- [YOUR INSTRUCTIONS]: What lines of the data include the string "components"? Copy them all.

___ RECORDED DATA ___

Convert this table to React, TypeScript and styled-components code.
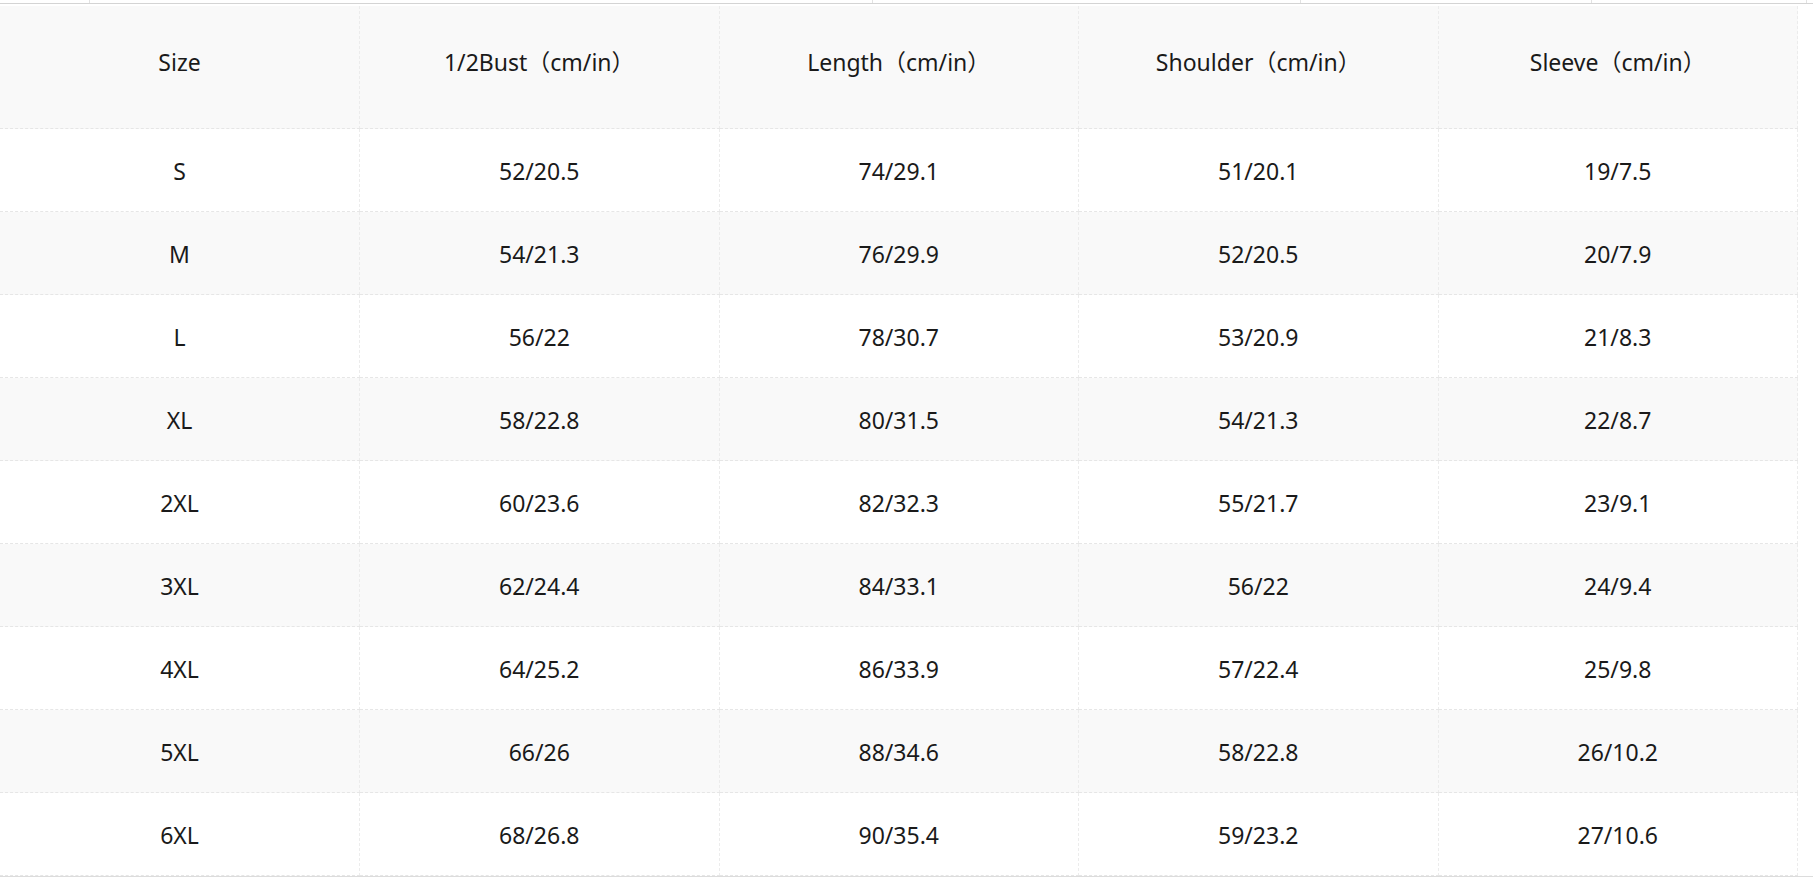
import styled, { createGlobalStyle } from 'styled-components';

const GlobalStyle = createGlobalStyle`
  html, body {
    margin: 0;
    padding: 0;
    background: #ffffff;
  }
  body {
    font-family: 'Noto Sans', 'Noto Sans CJK SC', sans-serif;
    color: #1a1a1a;
  }
`;

const Page = styled.div`
  width: 1813px;
  height: 882px;
  overflow: hidden;
  background: #ffffff;
`;

const TopRule = styled.div`
  display: flex;
  height: 3px;
  border-bottom: 1px solid #d4d4d4;
  margin-bottom: 2px;
`;

const Tick = styled.span<{ $at: number }>`
  width: ${p => p.$at}px;
  flex: none;
  border-right: 1px solid #e2e2e2;
`;

const SizeTable = styled.table`
  width: 1798px;
  table-layout: fixed;
  border-collapse: collapse;
  font-size: 23px;
  line-height: 1.2;
`;

const HeadCell = styled.th`
  height: 114px;
  padding: 0 0 8px;
  font-weight: 400;
  text-align: center;
  background: #f9f9f9;
  border-right: 1px dashed #ececec;
  border-bottom: 1px dashed #e6e6e6;
`;

const Row = styled.tr<{ $shaded: boolean }>`
  background: ${p => (p.$shaded ? '#f9f9f9' : '#ffffff')};
`;

const Cell = styled.td`
  height: 79px;
  padding: 3px 0 0;
  text-align: center;
  border-right: 1px dashed #ececec;
  border-bottom: 1px dashed #e6e6e6;
`;

const BottomRule = styled.div`
  border-top: 1px solid #dcdcdc;
`;

const headers = [
  'Size',
  '1/2Bust（cm/in）',
  'Length（cm/in）',
  'Shoulder（cm/in）',
  'Sleeve（cm/in）',
];

const rows = [
  ['S', '52/20.5', '74/29.1', '51/20.1', '19/7.5'],
  ['M', '54/21.3', '76/29.9', '52/20.5', '20/7.9'],
  ['L', '56/22', '78/30.7', '53/20.9', '21/8.3'],
  ['XL', '58/22.8', '80/31.5', '54/21.3', '22/8.7'],
  ['2XL', '60/23.6', '82/32.3', '55/21.7', '23/9.1'],
  ['3XL', '62/24.4', '84/33.1', '56/22', '24/9.4'],
  ['4XL', '64/25.2', '86/33.9', '57/22.4', '25/9.8'],
  ['5XL', '66/26', '88/34.6', '58/22.8', '26/10.2'],
  ['6XL', '68/26.8', '90/35.4', '59/23.2', '27/10.6'],
];

// little column stubs of the table above, cut off at the top edge
const ticks = [89, 782, 427, 290, 214];

export default function App() {
  return (
    <Page>
      <GlobalStyle />
      <TopRule>
        {ticks.map((t, i) => (
          <Tick key={i} $at={t} />
        ))}
      </TopRule>
      <SizeTable>
        <thead>
          <tr>
            {headers.map(h => (
              <HeadCell key={h}>{h}</HeadCell>
            ))}
          </tr>
        </thead>
        <tbody>
          {rows.map((r, i) => (
            <Row key={r[0]} $shaded={i % 2 === 1}>
              {r.map((v, j) => (
                <Cell key={j}>{v}</Cell>
              ))}
            </Row>
          ))}
        </tbody>
      </SizeTable>
      <BottomRule />
    </Page>
  );
}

___

- [TASK ANSWER]:
Convert this table to React, TypeScript and styled-components code.
import styled, { createGlobalStyle } from 'styled-components';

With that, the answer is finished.